AIM:
Locate every line that holds the string "styles" and copy it.

GIVEN DATA:
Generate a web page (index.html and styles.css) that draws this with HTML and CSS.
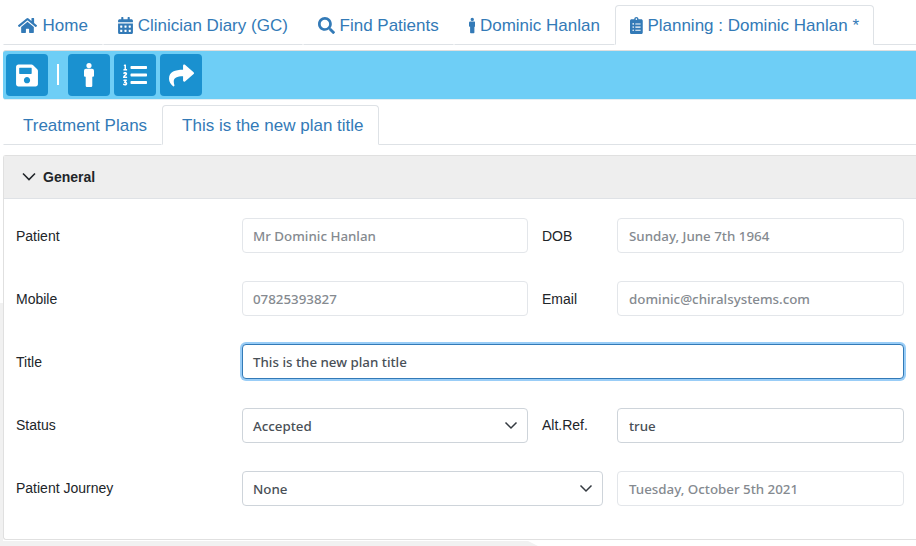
FILE: index.html
```html
<!DOCTYPE html>
<html lang="en">
<head>
<meta charset="utf-8">
<title>Planning</title>
<link rel="stylesheet" href="styles.css">
</head>
<body>
<div class="backdrop"></div>
<nav class="tabs top-tabs">
  <a class="tab"><svg class="ico ico-home" viewBox="0 0 576 512"><path d="M280.4 148.3L96 300.1V464a16 16 0 0 0 16 16l112-.3a16 16 0 0 0 16-16V368a16 16 0 0 1 16-16h64a16 16 0 0 1 16 16v95.6a16 16 0 0 0 16 16l112 .4a16 16 0 0 0 16-16V300L295.7 148.3a12.200 12.200 0 0 0-15.300 0zM571.600 251.500L488 182.600V44a12 12 0 0 0-12-12h-56a12 12 0 0 0-12 12v72.600L318.500 43a48 48 0 0 0-61 0L4.300 251.500a12 12 0 0 0-1.600 16.900l25.500 31A12 12 0 0 0 45.200 301l235.200-193.700a12.200 12.200 0 0 1 15.300 0L530.900 301a12 12 0 0 0 16.900-1.600l25.500-31a12 12 0 0 0-1.700-16.900z"/></svg>Home</a>
  <a class="tab"><svg class="ico ico-cal" viewBox="0 0 448 512"><path d="M0 464c0 26.500 21.500 48 48 48h352c26.500 0 48-21.500 48-48V192H0v272zm320-196c0-6.600 5.400-12 12-12h40c6.600 0 12 5.400 12 12v40c0 6.600-5.400 12-12 12h-40c-6.600 0-12-5.400-12-12v-40zm0 128c0-6.600 5.400-12 12-12h40c6.600 0 12 5.400 12 12v40c0 6.600-5.400 12-12 12h-40c-6.600 0-12-5.400-12-12v-40zM192 268c0-6.600 5.400-12 12-12h40c6.600 0 12 5.400 12 12v40c0 6.600-5.400 12-12 12h-40c-6.600 0-12-5.400-12-12v-40zm0 128c0-6.600 5.400-12 12-12h40c6.600 0 12 5.400 12 12v40c0 6.600-5.400 12-12 12h-40c-6.600 0-12-5.400-12-12v-40zM64 268c0-6.600 5.400-12 12-12h40c6.600 0 12 5.400 12 12v40c0 6.600-5.400 12-12 12H76c-6.600 0-12-5.400-12-12v-40zm0 128c0-6.600 5.400-12 12-12h40c6.600 0 12 5.400 12 12v40c0 6.600-5.400 12-12 12H76c-6.600 0-12-5.400-12-12v-40zM400 64h-48V16c0-8.800-7.200-16-16-16h-32c-8.800 0-16 7.200-16 16v48H160V16c0-8.800-7.200-16-16-16h-32c-8.800 0-16 7.200-16 16v48H48C21.500 64 0 85.500 0 112v48h448v-48c0-26.500-21.500-48-48-48z"/></svg>Clinician Diary (GC)</a>
  <a class="tab"><svg class="ico ico-search" viewBox="0 0 512 512"><path d="M505 442.700L405.300 343c-4.500-4.500-10.600-7-17-7H372c27.600-35.300 44-79.700 44-128C416 93.100 322.900 0 208 0S0 93.100 0 208s93.100 208 208 208c48.300 0 92.700-16.400 128-44v16.300c0 6.400 2.500 12.500 7 17l99.700 99.700c9.400 9.400 24.600 9.400 33.900 0l28.300-28.300c9.400-9.400 9.400-24.600.1-34zM208 336c-70.700 0-128-57.200-128-128 0-70.700 57.200-128 128-128 70.700 0 128 57.200 128 128 0 70.700-57.200 128-128 128z"/></svg>Find Patients</a>
  <a class="tab"><svg class="ico ico-person" viewBox="0 0 200 480"><path d="M100 0a52 52 0 1 1 0 104a52 52 0 0 1 0-104zM40 116h120a40 40 0 0 1 40 40v100a20 20 0 0 1-20 20h-14v180a24 24 0 0 1-24 24H58a24 24 0 0 1-24-24V276H20a20 20 0 0 1-20-20V156a40 40 0 0 1 40-40z"/></svg>Dominic Hanlan</a>
  <a class="tab active"><svg class="ico ico-clip" viewBox="0 0 384 512"><path d="M336 64h-80c0-35.300-28.700-64-64-64s-64 28.700-64 64H48C21.500 64 0 85.500 0 112v352c0 26.500 21.500 48 48 48h288c26.500 0 48-21.500 48-48V112c0-26.500-21.500-48-48-48zM96 424c-13.300 0-24-10.700-24-24s10.700-24 24-24 24 10.700 24 24-10.700 24-24 24zm0-96c-13.300 0-24-10.700-24-24s10.700-24 24-24 24 10.700 24 24-10.700 24-24 24zm0-96c-13.300 0-24-10.700-24-24s10.700-24 24-24 24 10.700 24 24-10.700 24-24 24zm96-192c13.300 0 24 10.700 24 24s-10.700 24-24 24-24-10.700-24-24 10.700-24 24-24zm128 368c0 4.400-3.600 8-8 8H168c-4.400 0-8-3.600-8-8v-16c0-4.400 3.600-8 8-8h144c4.400 0 8 3.600 8 8v16zm0-96c0 4.400-3.600 8-8 8H168c-4.400 0-8-3.600-8-8v-16c0-4.400 3.600-8 8-8h144c4.400 0 8 3.600 8 8v16zm0-96c0 4.400-3.600 8-8 8H168c-4.400 0-8-3.600-8-8v-16c0-4.400 3.600-8 8-8h144c4.400 0 8 3.600 8 8v16z"/></svg>Planning : Dominic Hanlan *</a>
  <div class="tab-fill"></div>
</nav>
<div class="toolbar">
  <button class="tool" aria-label="Save"><svg class="tool-ico save" viewBox="0 0 448 512"><path d="M433.941 129.941l-83.882-83.882A48 48 0 0 0 316.118 32H48C21.490 32 0 53.490 0 80v352c0 26.510 21.490 48 48 48h352c26.510 0 48-21.490 48-48V163.882a48 48 0 0 0-14.059-33.941zM224 416c-35.346 0-64-28.654-64-64 0-35.346 28.654-64 64-64s64 28.654 64 64c0 35.346-28.654 64-64 64zm96-304.520V212c0 6.627-5.373 12-12 12H76c-6.627 0-12-5.373-12-12V108c0-6.627 5.373-12 12-12h228.520c3.183 0 6.235 1.264 8.485 3.515l3.480 3.480A11.996 11.996 0 0 1 320 111.480z"/></svg></button>
  <span class="sep"></span>
  <button class="tool" aria-label="Patient"><svg class="tool-ico person" viewBox="0 0 200 480"><path d="M100 0a52 52 0 1 1 0 104a52 52 0 0 1 0-104zM40 116h120a40 40 0 0 1 40 40v100a20 20 0 0 1-20 20h-14v180a24 24 0 0 1-24 24H58a24 24 0 0 1-24-24V276H20a20 20 0 0 1-20-20V156a40 40 0 0 1 40-40z"/></svg></button>
  <button class="tool" aria-label="List"><svg class="tool-ico list" viewBox="0 0 512 512"><path d="M61.770 401l17.500-20.150a19.920 19.920 0 0 0 5.070-14.190v-3.310C84.340 356 80.500 352 73 352H16a8 8 0 0 0-8 8v16a8 8 0 0 0 8 8h22.830a157.410 157.410 0 0 0-11 12.310l-5.610 7c-4 5.070-5.250 10.130-2.800 14.880l1.050 1.930c3 5.760 6.290 7.880 12.250 7.880h4.730c10.330 0 15.940 2.440 15.940 9.090 0 4.720-4.200 8.220-14.360 8.220a41.540 41.540 0 0 1-15.470-3.120c-6.490-3.880-11.740-3.500-15.600 3.120l-5.590 9.310c-3.720 6.130-3.190 11.720 2.630 15.940 7.710 4.690 20.380 9.440 37 9.440 34.160 0 48.500-22.750 48.500-44.120-.03-14.380-9.120-29.760-28.730-34.880zM496 224H176a16 16 0 0 0-16 16v32a16 16 0 0 0 16 16h320a16 16 0 0 0 16-16v-32a16 16 0 0 0-16-16zm0-160H176a16 16 0 0 0-16 16v32a16 16 0 0 0 16 16h320a16 16 0 0 0 16-16V80a16 16 0 0 0-16-16zm0 320H176a16 16 0 0 0-16 16v32a16 16 0 0 0 16 16h320a16 16 0 0 0 16-16v-32a16 16 0 0 0-16-16zM16 160h64a8 8 0 0 0 8-8v-16a8 8 0 0 0-8-8H64V40a8 8 0 0 0-8-8H32a8 8 0 0 0-7.140 4.420l-8 16A8 8 0 0 0 24 64h8v64H16a8 8 0 0 0-8 8v16a8 8 0 0 0 8 8zm-3.910 160H80a8 8 0 0 0 8-8v-16a8 8 0 0 0-8-8H41.320c3.290-10.290 48.340-18.680 48.340-56.440 0-29.060-25-39.560-44.470-39.560-21.360 0-33.800 10-40.460 18.750-4.370 5.590-3 10.840 2.800 15.370l8.580 6.880c5.610 4.560 11 2.470 16.120-2.440a13.440 13.440 0 0 1 9.460-3.840c3.330 0 9.280 1.560 9.280 8.750C51 248.190 0 257.310 0 304.590v4C0 316 5.080 320 12.090 320z"/></svg></button>
  <button class="tool" aria-label="Share"><svg class="tool-ico share" viewBox="0 0 512 512"><path d="M503.700 189.800L327.700 37.900C312.300 24.500 288 35.300 288 56v80.100C127.400 137.900 0 170.100 0 322.300c0 61.400 39.600 122.300 83.300 154.100 13.700 9.900 33.100-2.500 28.100-18.600C66 312.300 132.900 273.800 288 271.600V360c0 20.700 24.300 31.500 39.700 18.200l176-152c11.100-9.600 11.100-26.800 0-36.400z"/></svg></button>
</div>
<nav class="tabs sub-tabs">
  <a class="tab">Treatment Plans</a>
  <a class="tab active">This is the new plan title</a>
  <div class="tab-fill"></div>
</nav>
<section class="panel">
  <header class="panel-head"><svg class="chev-head" viewBox="0 0 14 10"><path d="M1 1.500l6 6 6-6"/></svg>General</header>
  <div class="form">
    <div class="row">
      <label class="lbl">Patient</label>
      <div class="field half ro">Mr Dominic Hanlan</div>
      <label class="lbl2">DOB</label>
      <div class="field grow ro">Sunday, June 7th 1964</div>
    </div>
    <div class="row">
      <label class="lbl">Mobile</label>
      <div class="field half ro">07825393827</div>
      <label class="lbl2">Email</label>
      <div class="field grow ro">dominic@chiralsystems.com</div>
    </div>
    <div class="row">
      <label class="lbl">Title</label>
      <div class="field grow focus">This is the new plan title</div>
    </div>
    <div class="row row-status row-low">
      <label class="lbl">Status</label>
      <div class="field half sel">Accepted<svg class="chev" viewBox="0 0 14 9"><path d="M1.500 1.500l5.500 5.500 5.500-5.500"/></svg></div>
      <label class="lbl2">Alt.Ref.</label>
      <div class="field grow">true</div>
    </div>
    <div class="row row-low">
      <label class="lbl">Patient Journey</label>
      <div class="field wide sel">None<svg class="chev" viewBox="0 0 14 9"><path d="M1.500 1.500l5.500 5.500 5.500-5.500"/></svg></div>
      <div class="field grow ro">Tuesday, October 5th 2021</div>
    </div>
  </div>
</section>
</body>
</html>
```
FILE: styles.css
```css
* { box-sizing: border-box; }
html, body { margin: 0; height: 546px; overflow: hidden; background: #fff; }
body { width: 916px; padding: 0 0 0 3px; font-family: "Liberation Sans", Arial, sans-serif; position: relative; color: #212529; }
.backdrop { position: absolute; left: 0; top: 303px; width: 538px; height: 243px; background: #f1f1f1; clip-path: polygon(0 0, 3px 0, 3px 238px, 528px 238px, 538px 243px, 0 243px); }
.tabs { display: flex; align-items: flex-end; position: relative; }
.top-tabs { height: 45px; padding-top: 5px; }
.tab { display: flex; align-items: center; height: 40px; padding: 2px 14px 0; font-size: 17px; color: #337ab7; border: 1px solid transparent; border-bottom: 1px solid #dee2e6; border-radius: 4px 4px 0 0; white-space: nowrap; }
.tab.active { border-color: #dee2e6; border-bottom-color: #fff; }
.tab-fill { flex: 1; border-bottom: 1px solid #dee2e6; height: 1px; }
.ico { width: 19px; height: 17px; fill: #337ab7; margin: -2px 4.700px 0 0; }
.ico-home { margin-right: 5.600px; }
.ico-cal { width: 15px; }
.ico-search { width: 17px; }
.ico-person { width: 6.500px; }
.ico-clip { width: 12.750px; }
.toolbar { display: flex; align-items: flex-start; height: 50px; margin-top: 5px; padding: 3px; background: #6ecef6; border-top: 1px solid #dfdfdf; border-bottom: 1px solid #e4eef2; border-radius: 3px 0 0 3px; gap: 4px; }
.tool { display: flex; align-items: center; justify-content: center; width: 42px; height: 42px; padding: 0; border: 0; border-radius: 4px; background: #1a91d0; }
.tool-ico { fill: #fff; }
.save { width: 22px; height: 25px; }
.person { width: 10px; height: 24px; }
.list { width: 24px; height: 24px; }
.share { width: 25px; height: 25px; }
.sep { width: 2px; height: 21px; background: #fff; margin: 10px 5px 0; }
.sub-tabs { height: 45px; }
.sub-tabs .tab:first-child { padding: 2px 14px 0 19px; }
.sub-tabs .tab.active { padding: 2px 14px 0 19px; }
.panel { margin-top: 10px; height: 385px; border: 1px solid #e0e0e0; border-right: 0; border-radius: 3px 0 0 3px; background: #fff; }
.panel-head { display: flex; align-items: center; height: 43px; padding-left: 18px; background: #eee; border-bottom: 1px solid #dfe2e6; font-size: 14px; font-weight: 700; color: #212529; }
.chev-head { width: 14px; height: 10px; margin-right: 7px; fill: none; stroke: #212529; stroke-width: 1.600; }
.form { display: flex; flex-direction: column; gap: 28px; padding: 19px 12px 0 12px; }
.row { display: flex; align-items: center; height: 35px; }
.row-status { margin-top: 1px; }
.lbl { width: 226px; flex: none; font-size: 14px; }
.lbl2 { width: 89px; flex: none; padding-left: 14px; font-size: 14px; }
.row-low .lbl, .row-low .lbl2 { margin-top: -2px; }
.field { display: flex; align-items: center; height: 35px; padding: 1px 10px 0; border: 1px solid #ced4da; border-radius: 4px; background: #fff; font-family: "Noto Sans", sans-serif; font-size: 13.330px; font-weight: 500; color: #495057; position: relative; }
.half { width: 286px; flex: none; }
.wide { width: 361px; flex: none; margin-right: 14px; }
.grow { flex: 1; padding-left: 11px; }
.half, .wide, .focus { padding-left: 10px; }
.ro { border-color: #e3e6ea; color: #858a90; }
.focus { border-color: #337ab7; box-shadow: 0 0 0 2px #99cdf7; }
.chev { position: absolute; right: 9px; top: 12px; width: 14px; height: 9px; fill: none; stroke: #343a40; stroke-width: 1.500; }
```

RIGHT ANSWER:
Generate a web page (index.html and styles.css) that draws this with HTML and CSS.
<link rel="stylesheet" href="styles.css">
FILE: styles.css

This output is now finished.